Week Eleven - Sorting and Efficiency
Efficiency has not really become a huge concern to me this term, but this is mainly because of the fact that the data we are dealing with right now is relatively small. However, in real world, this is definitely not the case. In real world, the data structures are often huge, and if the program is not efficient enough, it is can take more longer time to run and reproduce the result. Therefore, in my opinion to optimize the run-time should always be a goal to achieve for a good programmer. This week, we discussed several sorting algorithms, some are more efficient than other, and I will talk about them below:
Selection Sort
Selection sort is very easy to code and understand, in selection sort you have an index 'i', which split the list into two parts, all the indices smaller than 'i' are the sorted part, and the indices equal or greater to 'i' are the unsorted part. You would first make 'i' equal to index 0 (which means the sorted part of the list is empty and the unsorted part is the whole list), and you would move 'i' to the end of the list. Each time you move i down by one, you can find the smallest item in the unsorted part and swap it with the object at 'i' (this can be done using tuple unpacking). There is no best, average, or worst case because no matter how you arrange list it will have the same number of operations with respect of the lengths of the list. The run-time is always in O(n^2) where n being the number of items in the list. (when i is 0, you will make n-1 comparisons, then n-2, n-3, n-4 and so on. so at the end when you sum up all the comparisons it will be O(n^2)).
Insertion Sort
Insertion sort is similar to selection sort in some ways.

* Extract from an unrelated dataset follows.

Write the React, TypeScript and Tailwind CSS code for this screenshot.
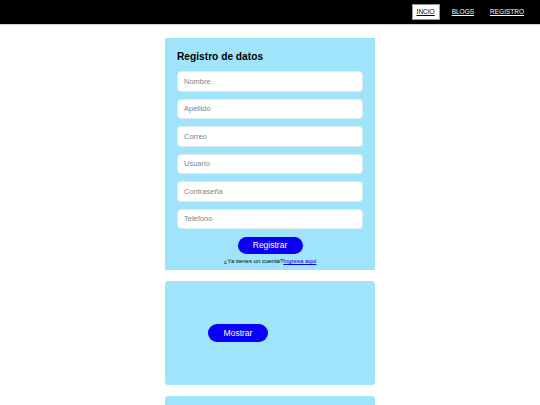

It has an index 'i' and a unsorted and sorted part of the list. But in insertion sort you would "insert" the item at index i to the correct place in the sorted part. (To do this you might have to shift some of the item in the sorted part in order to insert i). Different than selection sort, insertion sort actually have a best case and a worst case. The best case is when the list is already sorted, therefore no shift is required to make. However, the worst case is when the list is in exact reverse order, then you have have to shift every insert. In the worst case the run-time is also big O(n^2), similar logic with the selection sort can be applied here.
Quick Sort
Quick Sort is a new algorithm we learned in this course, I personally really liked this sort because the algorithm is straight forward and the code is extremely easy to write. This sort shows how powerful recursion can be sometimes (also the merge sort below). In the quick sort, you can pick a pivot, then you compare all the other elements to the pivot. All the elements smaller than the pivot will be in one list and all the elements greater or equal to the pivot will be in another list. Then you call the quick sort on those two list separately. The worst case can occur when all the items are always greater or equal than the pivots or all smaller than the pivots (i.e. one sub-list is created). In that way the run-time is going to be in O(n^2), the problem is however able to be avoid by using the random number generator to generate a new pivot each time, then the run-time is going to be O(nlog(n)) where n accounts for the comparison.
Merge Sort
Merge Sort is also uses recursion, the idea is that you keep cutting the list a half, then you sort the left side of the list and the right side of the list, then you would put them together. (kind of like binary search) There is not much difference between the worst and average case of merge sort. Similar to quick sort the run-time is O(nlog(n)), one thing to note is the worst case run-time of merge sort is actually the best/average run-time of quick sort.